Texto especial para o Milc de Vanessa Anacleto*
Outro dia, minha vizinha me abordou na porta de casa. Ela e a filha adolescente discutiam ao sair de casa para uma festa e a menina demorou muito a se arrumar dada a quantidade de acessórios.
– Vizinha, ainda bem que o seu é menino.
– Por quê?
– É mais simplificado.
Dito isso cada uma foi viver o seu dia e fiquei pensando:
Isso significa que menina é complicada?
A mulher adulta já possui o rótulo de ser complicada. A mulher, segundo dizem, precisa de muito mais para viver, consome mais e, consequentemente, é mais assediada para o consumo. Poder-se-ia também dizer que a mulher é mais assediada para o consumo e por isso consome mais, necessitando de muito mais para viver. Mas será mesmo? Será mesmo que a mulher é complicada, será por isso que consome mais e ‘custa’ mais caro? Para pensar.

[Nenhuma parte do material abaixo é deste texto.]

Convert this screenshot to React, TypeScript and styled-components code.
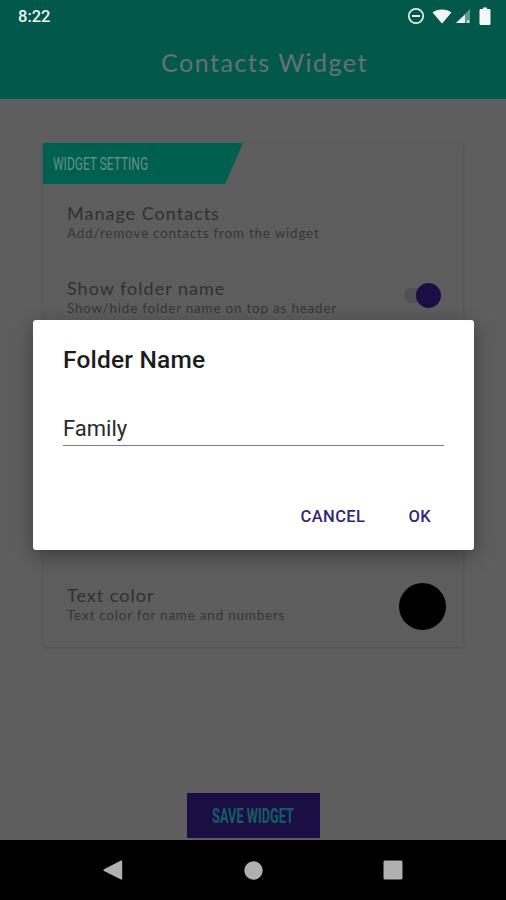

Mas, quando isso tudo começa? Será que já na infância o apelo ao consumo direcionado às meninas é maior? Para obter esta resposta, basta assistir a uma sequência de filmes publicitários infantis veiculados abusivamente nos canais infantis todos os dias. Aproximadamente para cada cinco produtos anunciados, quatro são direcionados para meninas e um para meninos. E enquanto os meninos são exortados pela propaganda à uma vida de aventuras (de herói, carros, bicicleta, avião ), as meninas brincam –precocemente – com maquiagem utilidades para o lar, roupas e acessórios, que quase desbancam as tradicionais bonecas. Aliás de tradicionais as bonecas não têm quase nada. Elas não são mais as filhas das meninas, mas reproduções de adolescentes ou mulheres adultas, com corpo e estilo de vida de mulher adulta. É a menina sendo programada para consumir mais e mais no futuro. Brincar? Bem, esta não é exatamente a proposta do brinquedo.
O que é complicado, então, a menina ou seu entorno?

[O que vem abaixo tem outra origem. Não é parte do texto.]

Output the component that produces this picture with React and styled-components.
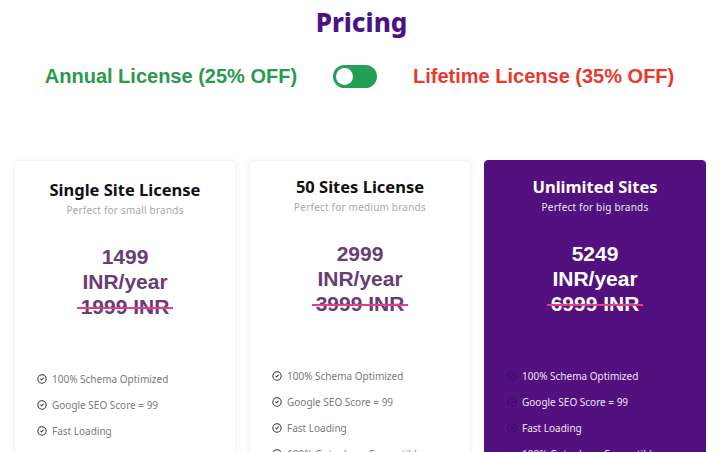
import styled, { createGlobalStyle } from "styled-components";
import { CircleCheck } from "lucide-react";

const GlobalStyle = createGlobalStyle`
  body {
    margin: 0;
    background: #ffffff;
    font-family: "Noto Sans", "DejaVu Sans", sans-serif;
  }
`;

const Page = styled.div`
  width: 723px;
  overflow: hidden;
`;

const Title = styled.h1`
  margin: 6px 0 0;
  text-align: center;
  font-family: "Noto Sans", sans-serif;
  font-size: 26px;
  line-height: 32px;
  font-weight: 800;
  color: #4a1486;
`;

const ToggleRow = styled.div`
  margin-top: 26px;
  display: flex;
  align-items: center;
  justify-content: center;
  gap: 36px;
  height: 24px;
  padding-right: 4px;
`;

const PlanLabel = styled.span`
  font-family: "Liberation Sans", Arial, sans-serif;
  font-weight: 700;
  font-size: 20px;
  color: ${(p) => p.color};
`;

const Switch = styled.div`
  width: 44px;
  height: 23px;
  border-radius: 12px;
  background: #23a055;
  display: flex;
  align-items: center;
  padding-left: 3px;
  box-sizing: border-box;
`;

const Knob = styled.div`
  width: 17px;
  height: 17px;
  border-radius: 50%;
  background: #ffffff;
`;

const Cards = styled.div`
  margin-top: 72px;
  padding-left: 14px;
  display: grid;
  grid-template-columns: repeat(3, 222px);
  gap: 13px;
`;

const Card = styled.div`
  height: 320px;
  box-sizing: border-box;
  padding-top: ${(p) => (p.shift ? 19 : 16)}px;
  border-radius: 4px;
  background: ${(p) => (p.featured ? "#52117f" : "#ffffff")};
  box-shadow: ${(p) => (p.featured ? "none" : "0 0 6px rgba(0, 0, 0, 0.05)")};
  border: 1px solid ${(p) => (p.featured ? "#52117f" : "#f3f5f6")};
`;

const CardTitle = styled.h2`
  margin: 0;
  text-align: center;
  font-size: 16.5px;
  line-height: 20px;
  font-weight: 700;
  color: ${(p) => (p.featured ? "#ffffff" : "#111111")};
`;

const Subtitle = styled.p`
  margin: 3px 0 0;
  text-align: center;
  font-size: 10px;
  line-height: 14px;
  letter-spacing: 0.2px;
  color: ${(p) => (p.featured ? "#f0e8f6" : "#a8a8a8")};
`;

const Price = styled.div`
  margin-top: 27px;
  text-align: center;
  font-family: "Liberation Sans", Arial, sans-serif;
  font-weight: 700;
  font-size: 21px;
  line-height: 25px;
  color: ${(p) => (p.featured ? "#ffffff" : "#693d74")};
`;

const OldPrice = styled.span`
  display: inline-block;
  position: relative;

  &::after {
    content: "";
    position: absolute;
    left: -4px;
    right: -4px;
    top: 13px;
    height: 2px;
    background: #e0408a;
  }
`;

const Features = styled.ul`
  list-style: none;
  margin: 53px 0 0;
  padding: 0 0 0 22px;
  display: flex;
  flex-direction: column;
  gap: 12px;
`;

const Feature = styled.li`
  display: flex;
  align-items: center;
  gap: 5px;
  font-size: 10px;
  line-height: 14px;
  color: ${(p) => (p.featured ? "#ece4f3" : "#7a7a7a")};

  svg {
    flex-shrink: 0;
    color: ${(p) => (p.featured ? "#3a0a60" : "#333333")};
  }
`;

const plans = [
  { title: "Single Site License", sub: "Perfect for small brands", price: "1499", old: "1999 INR", shift: true },
  { title: "50 Sites License", sub: "Perfect for medium brands", price: "2999", old: "3999 INR" },
  { title: "Unlimited Sites", sub: "Perfect for big brands", price: "5249", old: "6999 INR", featured: true },
];

const features = [
  "100% Schema Optimized",
  "Google SEO Score = 99",
  "Fast Loading",
  "100% Gutenberg Compatible",
];

export default function App() {
  return (
    <Page>
      <GlobalStyle />
      <Title>Pricing</Title>
      <ToggleRow>
        <PlanLabel color="#2a9a4c">Annual License (25% OFF)</PlanLabel>
        <Switch>
          <Knob />
        </Switch>
        <PlanLabel color="#e8392f">Lifetime License (35% OFF)</PlanLabel>
      </ToggleRow>
      <Cards>
        {plans.map((p) => (
          <Card key={p.title} featured={p.featured} shift={p.shift}>
            <CardTitle featured={p.featured}>{p.title}</CardTitle>
            <Subtitle featured={p.featured}>{p.sub}</Subtitle>
            <Price featured={p.featured}>
              <div>{p.price}</div>
              <div>INR/year</div>
              <div>
                <OldPrice>{p.old}</OldPrice>
              </div>
            </Price>
            <Features>
              {features.map((f) => (
                <Feature key={f} featured={p.featured}>
                  <CircleCheck size={10} strokeWidth={2.5} />
                  {f}
                </Feature>
              ))}
            </Features>
          </Card>
        ))}
      </Cards>
    </Page>
  );
}
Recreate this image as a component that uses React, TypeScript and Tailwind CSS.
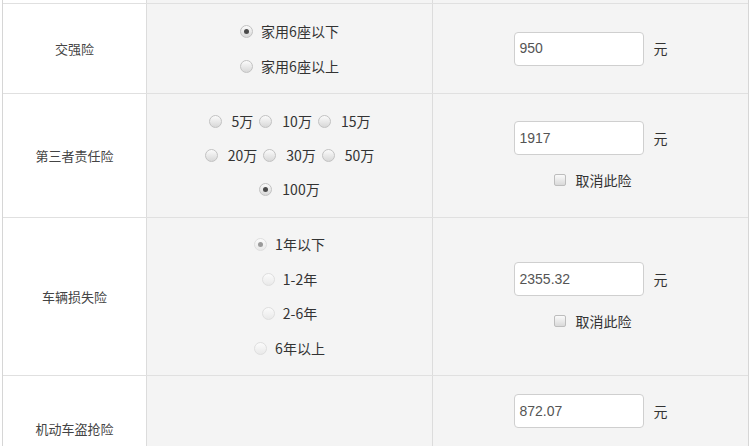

Do que a menina precisa: brincar ou ser colocada precocemente na fase adolescente pela indústria ávida em formar consumidoras convencidas de que precisam de muitos detalhes para comporem sua identidade feminina? Conheço meninas descomplicadas. Elas existem e gostam de ler, desenhar, patinar, brincar com jogos e brinquedos de armar, ninam bonecas e pulam corda. As meninas sobem em árvore, andam de bicicleta do mesmo jeito que usam o colar de pérolas da mãe.
Não deixemos que nossas meninas cresçam achando que estão em dívida com o resto do mundo por terem nascido com dois cromossomos x. Ser mãe de menina é tão complicado e caro quanto ser mãe de menino. A complicação e o preço alto brotam do substantivo mãe, não do adjunto adnominal menina . Encerrados no termo mãe, vivem dúvidas, incertezas, temores e alegrias profundas. Nunca sabemos se o que fizemos era o melhor, era o certo. Sempre tememos o erro fatal que nos custe arrependimento e sensação de fracasso na única coisa que não nos imaginamos fracassando. Ser mãe é delicioso e enriquecedor assim como é dolorido. A dor da vida vivida sem medo nos aperta o peito todos os dias junto com a felicidade de poder testemunhar também todos os dias aquele sorriso e viver aquele abraço de filho e de filha que é o melhor de todos. Descomplicado e bom.
Imagem The Guardian
(*) Vanessa é mãe de menino, escritora, blogueira e co-fundadora do Milc.